## What you will do
All the data should be repeated exactly. Any image in it is left out.

## Collected material
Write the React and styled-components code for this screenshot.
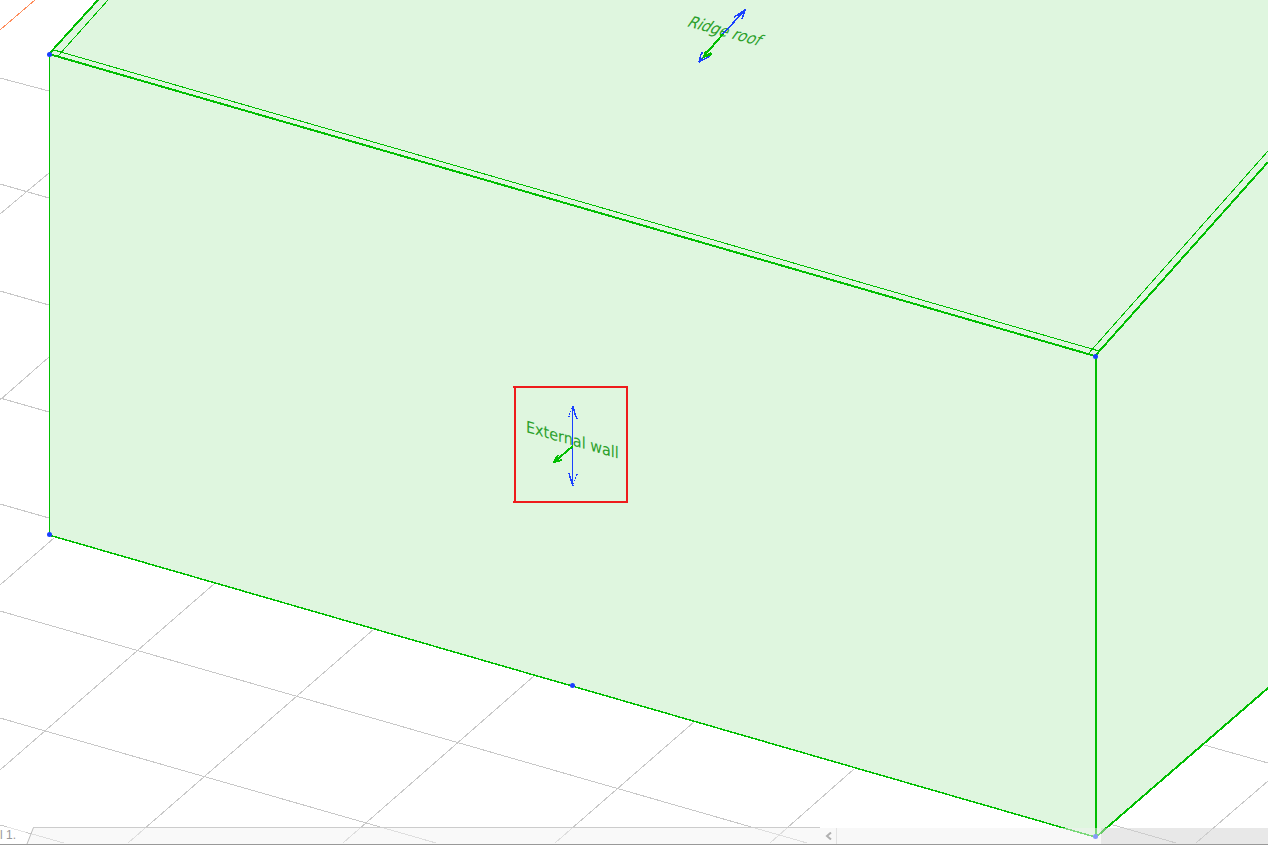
import React from "react";
import styled, { createGlobalStyle } from "styled-components";

const GREEN = "#00be00";
const BLUE = "#1a40ff";

const floorLines = [
  "M0 78L49 91", "M0 184L49 198", "M0 291L49 305", "M0 398L49 412", "M0 504L49 518",
  "M0 611L807 843", "M0 718L436 843", "M0 825L64 843",
  "M1204 745L1268 763", "M1096 820L1176 843",
  "M0 214L49 173", "M0 400L49 357", "M0 585L54 538", "M0 770L214 584",
  "M128 843L374 629", "M343 843L534 676", "M555 843L694 722", "M770 843L854 769",
  "M1196 843L1268 781",
];

const nodes = [[49, 54], [1095, 356], [49, 534], [572, 685], [1095, 836]];

const Model = () => (
  <Scene viewBox="0 0 1268 845" preserveAspectRatio="xMinYMin slice" role="img" aria-label="3D model view">
    <path className="grid" d={floorLines.join("")} />
    <path className="axis" d="M0 30L35 0" />
    <path className="face" d="M49 54L98 0H1268V687L1095 837L49 535Z" />
    <path className="edge thin" d="M49 54V535M54 50L1099 351M58 56L108 0M1088 354L1268 151" />
    <path className="edge" d="M98 0L49 54L1095 356L1268 162M1096 356V837" />
    <path className="edge" d="M1096 837L1268 688" />
    <path className="edge base" d="M49 535L1095 837" />
    {nodes.map(([x, y]) => <circle key={`${x}-${y}`} cx={x + 0.5} cy={y + 0.5} r="2.5" fill={BLUE} />)}

    <text className="roof" transform="matrix(1 .275 -.7 1 686 26)">Ridge roof</text>
    <path className="arrow" d="M722 35L745 10M734 17L745 10L742 19M738 17L745 10" />
    <path className="arrow" d="M703 57L699 62L710 56M701 54L699 62M702 52v2" />
    <path className="arrow normal" d="M723 34L704 56M706 51L704 57L711 53M708 50L704 57L712 54" />

    <text className="wall" transform="matrix(1 .288 0 1 526 432)">External wall</text>
    <path className="arrow line" d="M572.5 406V486" />
    <path className="arrow" d="M573 406L575 414L577 419M569 473L571 480L573 486" />
    <path className="arrow dots" d="M572 408L569 415M573 484L577 474" />
    <path className="arrow" d="M568 416.5h2M576 474.5h2" />
    <path className="arrow normal" d="M573 446L554 462M558 455L554 462L562 460" />
    <path className="frame" d="M513 387H627V502H513M515 386V502" />
  </Scene>
);

const App = () => {
  return (
    <Viewport>
      <GlobalStyle />
      <Model />
      <BottomBar>
        <SheetName>l 1.</SheetName>
        <Slant viewBox="0 0 8 17" aria-hidden="true">
          <path d="M8 0V17H1Z" fill="#f3f3f3" fillOpacity="0.5" />
          <path d="M1 17L7.5 0.5H8" fill="none" stroke="#bbb" />
        </Slant>
        <TabFill />
        <ScrollBar>
          <ScrollButton type="button" aria-label="Scroll left">
            <svg width="7" height="8" viewBox="0 0 7 8" aria-hidden="true">
              <path d="M6 0.5L2 4L6 7.5" fill="none" stroke="#b0b0b0" strokeWidth="2" />
            </svg>
          </ScrollButton>
          <Track />
          <Thumb />
        </ScrollBar>
      </BottomBar>
    </Viewport>
  );
}

const GlobalStyle = createGlobalStyle`
  body {
    margin: 0;
    background: #fff;
    overflow: hidden;
  }
`

const Viewport = styled.main`
  position: relative;
  height: 100vh;
  overflow: hidden;
`

const Scene = styled.svg`
  display: block;
  width: 100%;
  height: 100%;
  path {
    fill: none;
    shape-rendering: crispEdges;
  }
  .grid {
    stroke: #c8c8c8;
  }
  .axis {
    stroke: #ff8c5a;
  }
  .face {
    fill: #dff6df;
  }
  .edge {
    stroke: ${GREEN};
    stroke-width: 2;
  }
  .thin {
    stroke-width: 1;
  }
  .base {
    stroke-width: 1.5;
  }
  .arrow {
    stroke: ${BLUE};
    stroke-width: 1.5;
  }
  .line {
    stroke-width: 1;
  }
  .dots {
    stroke-width: 1;
    stroke-dasharray: 1 2;
  }
  .normal {
    stroke: ${GREEN};
    stroke-width: 2;
  }
  .frame {
    stroke: #ee1c1c;
    stroke-width: 2;
  }
  text {
    fill: #2ba02b;
  }
  .roof {
    font: 14px "DejaVu Sans", sans-serif;
  }
  .wall {
    font: 16px "DejaVu Sans Condensed", "Open Sans", sans-serif;
  }
`

const BottomBar = styled.footer`
  position: absolute;
  left: 0;
  right: 0;
  bottom: 0;
  display: flex;
  height: 17px;
  border-bottom: 1px solid #999;
`

const SheetName = styled.span`
  width: 26px;
  font: 12px/17px "Liberation Sans", sans-serif;
  color: #999;
  background: rgba(255, 255, 255, 0.5);
`

const Slant = styled.svg`
  width: 8px;
  height: 17px;
`

const TabFill = styled.div`
  flex: 786;
  border-top: 1px solid #ccc;
  background: rgba(243, 243, 243, 0.5);
`

const ScrollBar = styled.div`
  flex: 448;
  display: flex;
  margin-top: 1px;
`

const ScrollButton = styled.button`
  display: flex;
  align-items: center;
  justify-content: center;
  width: 17px;
  padding: 0;
  border: 0;
  border-right: 1px solid #e2e2e2;
  background: rgba(241, 241, 241, 0.5);
`

const Track = styled.div`
  flex: 264;
  background: rgba(241, 241, 241, 0.5);
`

const Thumb = styled.div`
  flex: 167;
  background: rgba(209, 209, 209, 0.5);
`

export default App;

## Solution for this exercise
Write the React and styled-components code for this screenshot.
import React from "react";
import styled, { createGlobalStyle } from "styled-components";

const GREEN = "#00be00";
const BLUE = "#1a40ff";

const floorLines = [
  "M0 78L49 91", "M0 184L49 198", "M0 291L49 305", "M0 398L49 412", "M0 504L49 518",
  "M0 611L807 843", "M0 718L436 843", "M0 825L64 843",
  "M1204 745L1268 763", "M1096 820L1176 843",
  "M0 214L49 173", "M0 400L49 357", "M0 585L54 538", "M0 770L214 584",
  "M128 843L374 629", "M343 843L534 676", "M555 843L694 722", "M770 843L854 769",
  "M1196 843L1268 781",
];

const nodes = [[49, 54], [1095, 356], [49, 534], [572, 685], [1095, 836]];

const Model = () => (
  <Scene viewBox="0 0 1268 845" preserveAspectRatio="xMinYMin slice" role="img" aria-label="3D model view">
    <path className="grid" d={floorLines.join("")} />
    <path className="axis" d="M0 30L35 0" />
    <path className="face" d="M49 54L98 0H1268V687L1095 837L49 535Z" />
    <path className="edge thin" d="M49 54V535M54 50L1099 351M58 56L108 0M1088 354L1268 151" />
    <path className="edge" d="M98 0L49 54L1095 356L1268 162M1096 356V837" />
    <path className="edge" d="M1096 837L1268 688" />
    <path className="edge base" d="M49 535L1095 837" />
    {nodes.map(([x, y]) => <circle key={`${x}-${y}`} cx={x + 0.5} cy={y + 0.5} r="2.5" fill={BLUE} />)}

    <text className="roof" transform="matrix(1 .275 -.7 1 686 26)">Ridge roof</text>
    <path className="arrow" d="M722 35L745 10M734 17L745 10L742 19M738 17L745 10" />
    <path className="arrow" d="M703 57L699 62L710 56M701 54L699 62M702 52v2" />
    <path className="arrow normal" d="M723 34L704 56M706 51L704 57L711 53M708 50L704 57L712 54" />

    <text className="wall" transform="matrix(1 .288 0 1 526 432)">External wall</text>
    <path className="arrow line" d="M572.5 406V486" />
    <path className="arrow" d="M573 406L575 414L577 419M569 473L571 480L573 486" />
    <path className="arrow dots" d="M572 408L569 415M573 484L577 474" />
    <path className="arrow" d="M568 416.5h2M576 474.5h2" />
    <path className="arrow normal" d="M573 446L554 462M558 455L554 462L562 460" />
    <path className="frame" d="M513 387H627V502H513M515 386V502" />
  </Scene>
);

const App = () => {
  return (
    <Viewport>
      <GlobalStyle />
      <Model />
      <BottomBar>
        <SheetName>l 1.</SheetName>
        <Slant viewBox="0 0 8 17" aria-hidden="true">
          <path d="M8 0V17H1Z" fill="#f3f3f3" fillOpacity="0.5" />
          <path d="M1 17L7.5 0.5H8" fill="none" stroke="#bbb" />
        </Slant>
        <TabFill />
        <ScrollBar>
          <ScrollButton type="button" aria-label="Scroll left">
            <svg width="7" height="8" viewBox="0 0 7 8" aria-hidden="true">
              <path d="M6 0.5L2 4L6 7.5" fill="none" stroke="#b0b0b0" strokeWidth="2" />
            </svg>
          </ScrollButton>
          <Track />
          <Thumb />
        </ScrollBar>
      </BottomBar>
    </Viewport>
  );
}

const GlobalStyle = createGlobalStyle`
  body {
    margin: 0;
    background: #fff;
    overflow: hidden;
  }
`

const Viewport = styled.main`
  position: relative;
  height: 100vh;
  overflow: hidden;
`

const Scene = styled.svg`
  display: block;
  width: 100%;
  height: 100%;
  path {
    fill: none;
    shape-rendering: crispEdges;
  }
  .grid {
    stroke: #c8c8c8;
  }
  .axis {
    stroke: #ff8c5a;
  }
  .face {
    fill: #dff6df;
  }
  .edge {
    stroke: ${GREEN};
    stroke-width: 2;
  }
  .thin {
    stroke-width: 1;
  }
  .base {
    stroke-width: 1.5;
  }
  .arrow {
    stroke: ${BLUE};
    stroke-width: 1.5;
  }
  .line {
    stroke-width: 1;
  }
  .dots {
    stroke-width: 1;
    stroke-dasharray: 1 2;
  }
  .normal {
    stroke: ${GREEN};
    stroke-width: 2;
  }
  .frame {
    stroke: #ee1c1c;
    stroke-width: 2;
  }
  text {
    fill: #2ba02b;
  }
  .roof {
    font: 14px "DejaVu Sans", sans-serif;
  }
  .wall {
    font: 16px "DejaVu Sans Condensed", "Open Sans", sans-serif;
  }
`

const BottomBar = styled.footer`
  position: absolute;
  left: 0;
  right: 0;
  bottom: 0;
  display: flex;
  height: 17px;
  border-bottom: 1px solid #999;
`

const SheetName = styled.span`
  width: 26px;
  font: 12px/17px "Liberation Sans", sans-serif;
  color: #999;
  background: rgba(255, 255, 255, 0.5);
`

const Slant = styled.svg`
  width: 8px;
  height: 17px;
`

const TabFill = styled.div`
  flex: 786;
  border-top: 1px solid #ccc;
  background: rgba(243, 243, 243, 0.5);
`

const ScrollBar = styled.div`
  flex: 448;
  display: flex;
  margin-top: 1px;
`

const ScrollButton = styled.button`
  display: flex;
  align-items: center;
  justify-content: center;
  width: 17px;
  padding: 0;
  border: 0;
  border-right: 1px solid #e2e2e2;
  background: rgba(241, 241, 241, 0.5);
`

const Track = styled.div`
  flex: 264;
  background: rgba(241, 241, 241, 0.5);
`

const Thumb = styled.div`
  flex: 167;
  background: rgba(209, 209, 209, 0.5);
`

export default App;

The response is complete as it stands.